Là enfin le ténor rejoint sa partenaire sur les plus hautes cimes, celles d’une « Mamma morta » envisagée comme une lente ascension de l’ombre vers la lumière. Faut-il en admirer d’abord le contrôle du souffle, la splendeur du phrasé ou la science des couleurs ? Depuis le film Philadelphia, l’air fait figure de tube mais Anja Harteros est trop grande tragédienne pour réduire le personnage de Maddalena à cette seule page. Du début à la fin de l’œuvre, du marivaudage au sacrifice amoureux, la soprano par un chant constamment habité réussit l’exploit de donner une consistance et – mieux – une cohérence à un rôle aux contours psychologiques incertains.
Cette même recherche de vérité dramatique caractérise l’approche de Luca Salsi dont le « Nemico della patria », loin de la tentation du décibel, laisse entrevoir les tressaillements de l’âme. D’un geste, le baryton se défait de son nœud papillon pour gagner encore en liberté expressive et délivrer une interprétation justement ovationnée de son monologue. Mais là encore, Gérard ne saurait se résumer à son aria la plus fameuse, fut-elle éblouissante de santé vocale. Ce qui aujourd’hui place le baryton italien parmi les premiers de sa catégorie demeure sa capacité à investir émotionnellement ses rôles, par-delà l’excellence de la technique et l’éclat noir de la voix.
Sur scène, gestes et mouvements apparentent la soirée à une mise en espace bien plus qu’à une version de concert. Ce n’est pas là seulement un effet des représentations munichoises. Les personnages secondaires, brillamment croqués par Giordano en quelques mesures, sont tous investis avec suffisamment de relief pour exister. Ainsi, Doris Soffel, Comtesse de Coigny ô combien authentique ; ainsi Elena Zilio, poignante Madelon ou encore Kevin Conners, ténor de caractère suintant de vilénie en espion à la solde du pouvoir révolutionnaire.

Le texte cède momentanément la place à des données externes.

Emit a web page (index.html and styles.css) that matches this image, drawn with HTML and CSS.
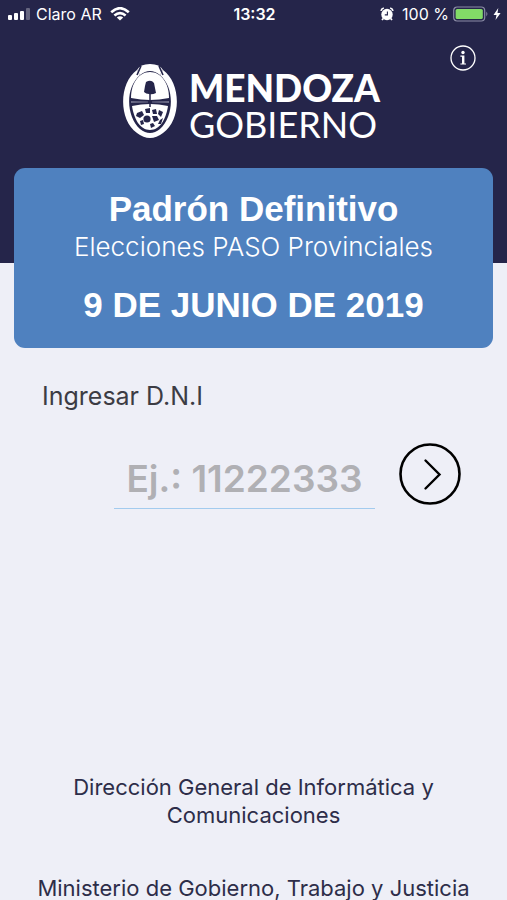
FILE: index.html
```html
<!DOCTYPE html>
<html lang="es">
<head>
<meta charset="utf-8">
<meta name="viewport" content="width=device-width, initial-scale=1">
<title>Padrón Definitivo</title>
<link rel="stylesheet" href="styles.css">
</head>
<body>
<div class="page">
  <header class="header">
    <div class="status">
      <div class="status-side">
        <svg width="24" height="12" viewBox="0 0 24 12" fill="#fff" aria-hidden="true">
          <rect x="0" y="7" width="4" height="5" rx="1"/>
          <rect x="6" y="5" width="4" height="7" rx="1"/>
          <rect x="12" y="3" width="4" height="9" rx="1"/>
          <rect x="18" y="0" width="4" height="12" rx="1" opacity=".3"/>
        </svg>
        <span class="carrier">Claro AR</span>
        <svg width="20" height="14" viewBox="0 0 20 14" fill="none" stroke="#fff" stroke-width="2.6" aria-hidden="true">
          <path d="M1.2 5.2Q10-2.8 18.8 5.2"/>
          <path d="M4.4 8.5Q10 3.6 15.6 8.5"/>
          <path d="M10 13.6L6.8 10.6Q10 8 13.2 10.6Z" fill="#fff" stroke="none"/>
        </svg>
      </div>
      <time class="clock">13:32</time>
      <div class="status-side status-end">
        <svg class="alarm" width="14" height="14" viewBox="0 0 14 14" aria-hidden="true">
          <circle cx="7" cy="7.5" r="5.7" fill="#fff"/>
          <path d="M1 3.8Q1.4 1.6 3.8 1M13 3.8Q12.6 1.6 10.2 1M3.2 11.6L2 13M10.8 11.6L12 13" fill="none" stroke="#fff" stroke-width="1.7"/>
          <path d="M7.4 4.4V7.9H4.8" fill="none" stroke="#25254a" stroke-width="1.1"/>
        </svg>
        <span>100 %</span>
        <svg width="36" height="16" viewBox="0 0 36 16" aria-hidden="true">
          <rect x=".7" y="1" width="31" height="14" rx="3.5" fill="none" stroke="#8b8ca6" stroke-width="1.2"/>
          <rect x="2.6" y="3" width="27.2" height="10" rx="1.6" fill="#82db67"/>
          <path d="M33.3 5.6Q35.6 8 33.3 10.4Z" fill="#8b8ca6"/>
        </svg>
        <svg width="8" height="14" viewBox="0 0 8 14" fill="#fff" aria-hidden="true"><path d="M5.3 1L.5 8H3.5L2.5 13L7.6 6H4.5Z"/></svg>
      </div>
    </div>
    <div class="masthead">
      <div class="brand">
        <svg class="crest" width="54" height="76" viewBox="0 0 54 76" aria-hidden="true">
          <path d="M14 7Q17 1 27 1T40 7L37 12Q27 4 17 12Z" fill="#fff"/>
          <path d="M14 7C-4 20-5 56 14 70Q27 80 40 70C59 56 58 20 40 7L37 12C52 25 51 53 37 66Q27 74 17 66C3 53 2 25 17 12Z" fill="#fff"/>
          <path d="M18 3L14 12M36 3L40 12" stroke="#25254a" stroke-width="1.6"/>
          <path d="M8 35C8 20 16 9 27 9S46 20 46 35Q36 37 27 37T8 35Z" fill="#fff"/>
          <path d="M8 38L25 38.5V39.5L8 40ZM46 38L29 38.5V39.5L46 40Z" fill="#6d6d89"/>
          <path d="M9 43Q27 39 45 43C43 56 37 67 27 67S11 56 9 43Z" fill="#fff"/>
          <path d="M27 20V44" stroke="#25254a" stroke-width="1.5"/>
          <path d="M22 23L23 19Q28 16 31 20L33 30Q29 32 26 31Q23 31 21 29Z" fill="#25254a"/>
          <g fill="#25254a">
            <path d="M14 50L19 48L21 52L17 55L13 53Z"/>
            <path d="M22 46L27 45L27 50L23 50Z"/>
            <path d="M29 47L33 46L34 51L30 51Z"/>
            <path d="M36 47L40 49L38 54L35 51Z"/>
            <circle cx="24" cy="56" r="3.6"/>
            <path d="M29 53L34 53L36 57L31 59Z"/>
            <path d="M17 58L20 57L21 61L18 62Z"/>
            <path d="M27 61L30 60L32 63L28 65Z"/>
            <path d="M37 57L40 55L38 61L35 61Z"/>
          </g>
        </svg>
        <div class="wordmark">
          <span class="brand-name">MENDOZA</span>
          <span class="brand-sub">GOBIERNO</span>
        </div>
      </div>
      <button class="info" type="button" aria-label="Información">
        <svg width="26" height="26" viewBox="0 0 26 26" aria-hidden="true">
          <circle cx="13" cy="13" r="12" fill="none" stroke="#fff" stroke-width="1.3"/>
          <circle cx="13" cy="7.5" r="1.7" fill="#fff"/>
          <path d="M10.4 10.5H14.4V18.4H16V19.6H10.4V18.4H12V11.7H10.4Z" fill="#fff"/>
        </svg>
      </button>
    </div>
  </header>
  <main class="main">
    <section class="card">
      <h1 class="card-title">Padrón Definitivo</h1>
      <p class="card-sub">Elecciones PASO Provinciales</p>
      <p class="card-date">9 DE JUNIO DE 2019</p>
    </section>
    <form class="search">
      <label class="label" for="dni">Ingresar D.N.I</label>
      <div class="row">
        <input class="field" id="dni" type="text" inputmode="numeric" placeholder="Ej.: 11222333">
        <button class="go" type="submit" aria-label="Buscar">
          <svg width="62" height="62" viewBox="0 0 62 62" fill="none" stroke="#000" aria-hidden="true">
            <circle cx="31" cy="31" r="29.5" stroke-width="2.6"/>
            <path d="M26.5 17.5L40.5 31.5L26.5 45.5" stroke-width="2.4" stroke-linecap="round"/>
          </svg>
        </button>
      </div>
    </form>
  </main>
  <footer class="footer">
    <p>Dirección General de Informática y Comunicaciones</p>
    <p class="ministry">Ministerio de Gobierno, Trabajo y Justicia</p>
  </footer>
</div>
</body>
</html>
```

FILE: styles.css
```css
* {
  box-sizing: border-box;
}

body,
h1,
p {
  margin: 0;
}

body {
  background: #eeeff7;
  color: #2d2d49;
  font-family: Inter, "Liberation Sans", sans-serif;
}

button {
  padding: 0;
  border: 0;
  background: none;
  cursor: pointer;
}

svg {
  display: block;
  flex: none;
}

.page {
  display: flex;
  flex-direction: column;
  min-height: 100vh;
}

.header {
  padding-bottom: 121px;
  background: #25254a;
  color: #fff;
}

.status {
  display: grid;
  grid-template-columns: 1fr auto 1fr;
  align-items: center;
  height: 28px;
  padding: 0 6px 0 8px;
  font-size: 16px;
}

.status-side {
  display: flex;
  align-items: center;
  gap: 4px;
}

.status-end {
  justify-content: flex-end;
}

.carrier,
.alarm {
  margin-right: 4px;
}

.clock {
  font-weight: 600;
}

.masthead {
  display: grid;
  grid-template-columns: 1fr auto 1fr;
  align-items: start;
  padding: 16px 31px 0 27px;
}

.brand {
  grid-column: 2;
  display: flex;
  align-items: flex-start;
  gap: 12px;
  margin-top: 19px;
}

.info {
  justify-self: end;
  margin-top: 1px;
}

.wordmark {
  display: flex;
  flex-direction: column;
  padding-top: 7px;
  font-family: Lato, sans-serif;
}

.brand-name {
  font-size: 37px;
  font-weight: 900;
  line-height: 36px;
}

.brand-sub {
  font-size: 36px;
  line-height: 36px;
}

.card {
  margin: -95px 14px 0;
  padding: 21px 16px 23px;
  border-radius: 11px;
  background: #4f81bf;
  color: #fff;
  text-align: center;
}

.card-title,
.card-date {
  font-family: "Liberation Sans", Arial, sans-serif;
  font-size: 35px;
  font-weight: 700;
  line-height: 40px;
}

.card-sub {
  font-size: 26px;
  font-weight: 300;
  line-height: 36px;
}

.card-date {
  margin-top: 20px;
}

.search {
  padding: 32px 46px 0 42px;
}

.label {
  display: block;
  color: #3c3c44;
  font-size: 25px;
  line-height: 32px;
}

.row {
  display: flex;
  align-items: center;
  gap: 24px;
  margin-top: 27px;
  padding-left: 72px;
}

.field {
  flex: 1;
  min-width: 0;
  height: 70px;
  padding: 10px 0 0;
  border: 0;
  border-bottom: 1px solid #a3cbee;
  background: none;
  color: #3c3c44;
  font-family: inherit;
  font-size: 37px;
  font-weight: 600;
  text-align: center;
}

.field::placeholder {
  color: #b0b0b4;
  opacity: 1;
}

.footer {
  display: flex;
  flex-direction: column;
  gap: 47px;
  margin-top: auto;
  padding: 0 32px;
  font-size: 22px;
  line-height: 28px;
  text-align: center;
}

.ministry {
  line-height: 24px;
}
```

Avec les chœurs et l’orchestre du Bayerische Staatsoper, Omer Meir Wellber dispose du meilleur des outils pour traduire les multiples climats d’une œuvre mouchetée de motifs sonores, moins vériste finalement qu’impressionniste. Ne pas se fier à sa gestuelle dansante et à l’ondulation du bassin imitée du hula hoop. Sa direction, subtile ou bruyante selon la situation mais toujours attentive à l’équilibre des volumes, pourrait faire changer d’avis ceux qui continuent de porter un regard trop sévère sur le chef d’œuvre de Giordano.